Monday, February 18, 2008

Frolic and Fun!

Sledding is fun!













Winter is not over yet. It is still winter in beautiful Vermont and there is still plenty of time to frolic around in the snow. Build a bonfire, go sledding, drink Long Trail's Hibernator beer, and make moose stew; this is my idea of a great time!

I am sharing a recipe that will keep you warm through the end of winter. Vietnamese Pho (pronounced fuh), the broth smells beefy, laced with ginger, star anise and freshly chopped onions and cilantro. A bowl of pho, Vietnam's treasured beef noodle soup will take the chill off on a cold Vermont night. The rice noodles are velvety and fresh, the edges of the rare beef curl up expectantly in the hot broth. Reach for a piece of lime to squeeze into the broth, a handful of cool, crisp bean sprouts, a few sprigs of herbs and fresh chilies. Pho is complete, nutritious, infinitely delicious and we could eat it morning, noon and night, day after day. Slurp up the flavor, eat it while it's piping hot, and warm up.















Pho

6 cups beef broth
4 (1/4-inch thick) sliced ginger
2 whole star anise
1 tablespoon black peppercorns
1 cinnamon stick
2 clove garlic, smashed
1/2 pound piece boneless beef sirloin, trimmed of any fat
3 ounces dried flat rice stick noodles
1/4 cup Asian fish sauce
1 tablespoon honey
1/8 teaspoon freshly ground black pepper
Salt as needed
1 cup fresh bean sprouts, rinsed and drained
1/8 cup minced scallions
1/4 cup fresh cilantro sprigs, washed and finely chopped
1 small thin fresh red or green Asian chili, sliced very thin
1/2 cup fresh basil leaves
Lime wedges for garnish

In a 2 quart saucepan bring broth, ginger, star anise, black peppercorns, cinnamon, and garlic to a boil. Reduce heat and simmer for 15 minutes.
With a very sharp knife cut sirloin across the grain into very thin slices.
Bring a medium pot of water to a boil. Add rice stick noodles and cook 6-8 minutes. Drain noodles in a colander. Set aside.
Strain broth into saucepan and bring to a boil. Stir in fish sauce, honey, salt and pepper. (Add more sugar for sweeter taste, or more fish sauce for saltier taste. Keep soup broth hot on the stove).
Add sirloin and sprouts and cook 30 to 45 seconds, or until sirloin changes color. Skim any froth from soup.
To serve, divide noodles into 4 bowls. Ladle soup over noodles. Sprinkle scallions, cilantro, chilies and basil over soup and serve with lime wedges.

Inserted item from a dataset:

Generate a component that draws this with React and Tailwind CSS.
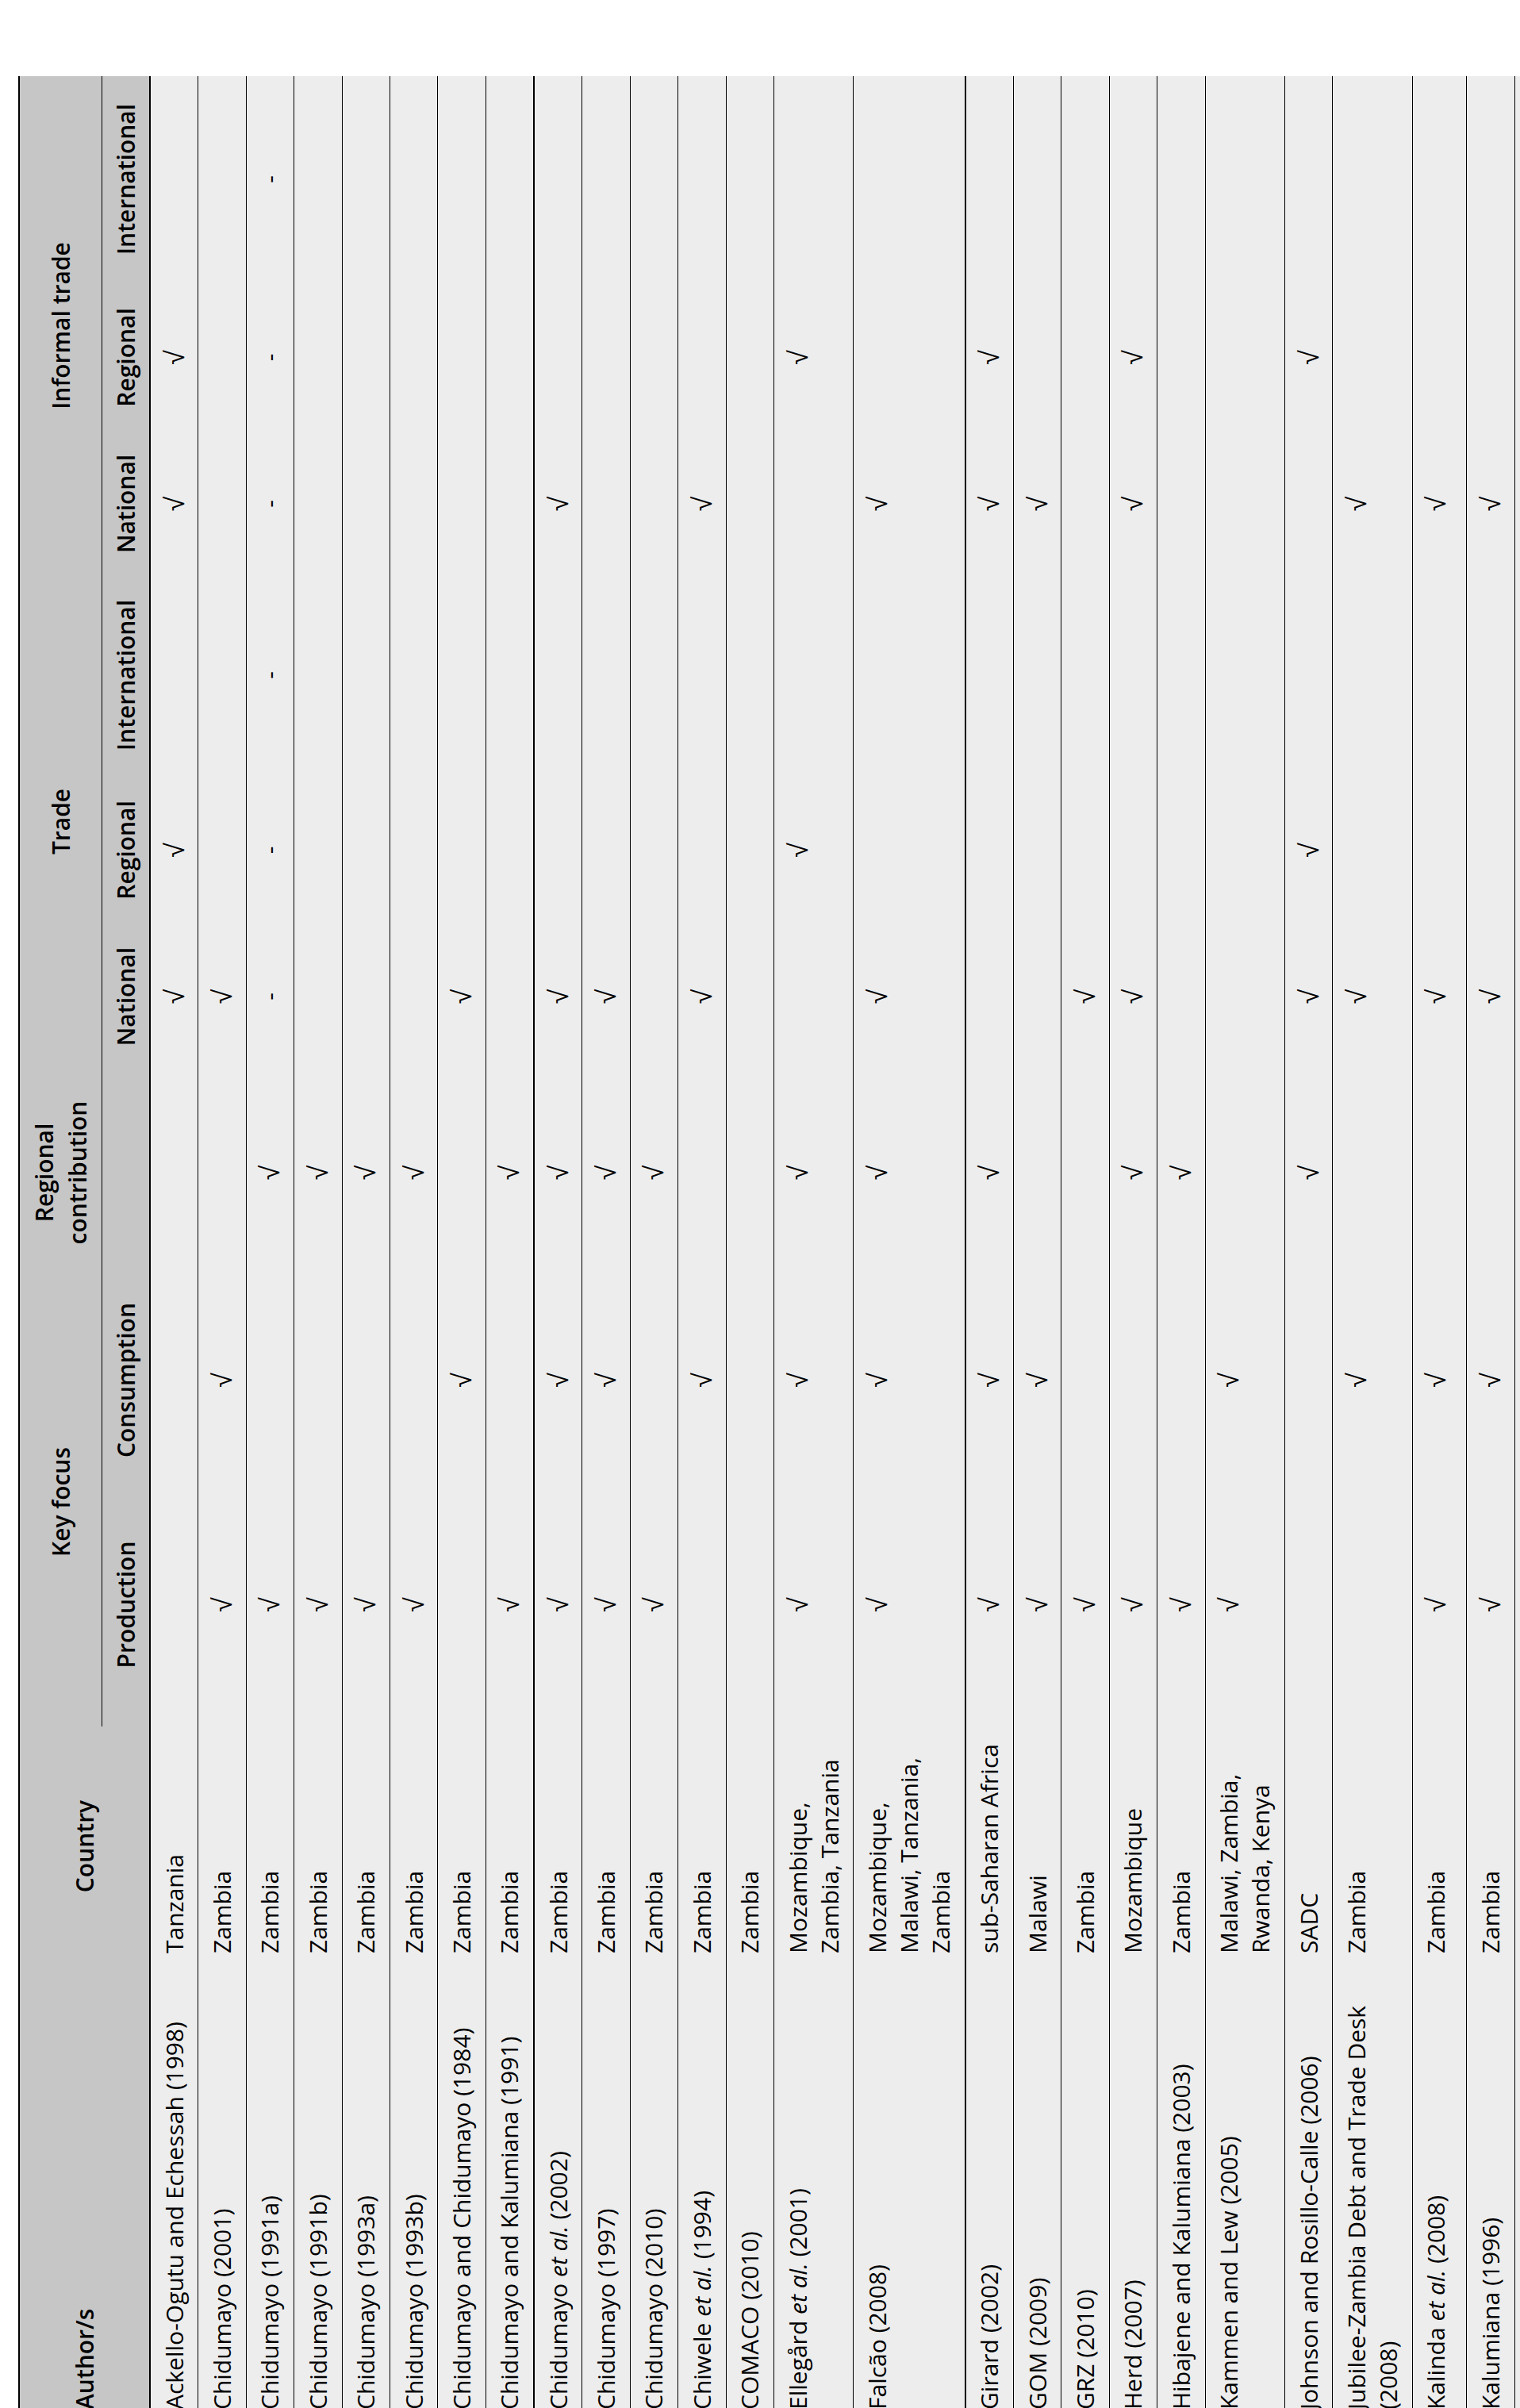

Mr. Barkley came out to play!


















Where are the marshmallows?

















Thursday, February 7, 2008

The Secret Ingredient Is ...Love


Have you ever tasted that special ingredient love? I often here about people adding it to recipes and have even seen it written on labels of different foods as an ingredient. Have you added it? I have, and I also remember the memorable meals with love added. This Valentines Day add some love to your romantic meal for your special one. I know it will be well received and remembered!



Below is the menu for my Valentine's Day Dinner for two:



Mussels with Provencal


Honey Lavender Roasted Vermont Raised Chicken

Wilted Spinach with Black Pepper and Local Goat Cheese

Wild Rice with Rosemary Roasted Sweet Potatoes


Hazelnut Chocolate Lava Cakes



Chocolate Hazelnut Lave Cakes

Serves 6


lots of love
5 ounces bittersweet or semisweet chocolate, chopped
10 tablespoons (5 ounces) unsalted butter
3 large eggs
3 large egg yolks
1 teaspoon vanilla
1 cup sugar
½ cup all-purpose flour
½ cup ground hazelnuts

Preheat oven to 425ยบ. Butter six ramekins.
Melt chocolate and butter in heavy sauce pan over low heat. Set aside to cool slightly.
Whisk whole eggs, egg yolks, and vanilla extract. Add sugar and mix well. Then fold in chocolate mixture, love, flour and hazelnuts.
Pour batter into the ramekins, dividing equally.
Bake cakes oven until the sides are set but the center remains soft and runny, about 14 minutes. Remove from oven and let rest 2 minutes.
Run small knife around cakes to loosen. Immediately turn cakes out onto plates and serve hot with favorite garnish.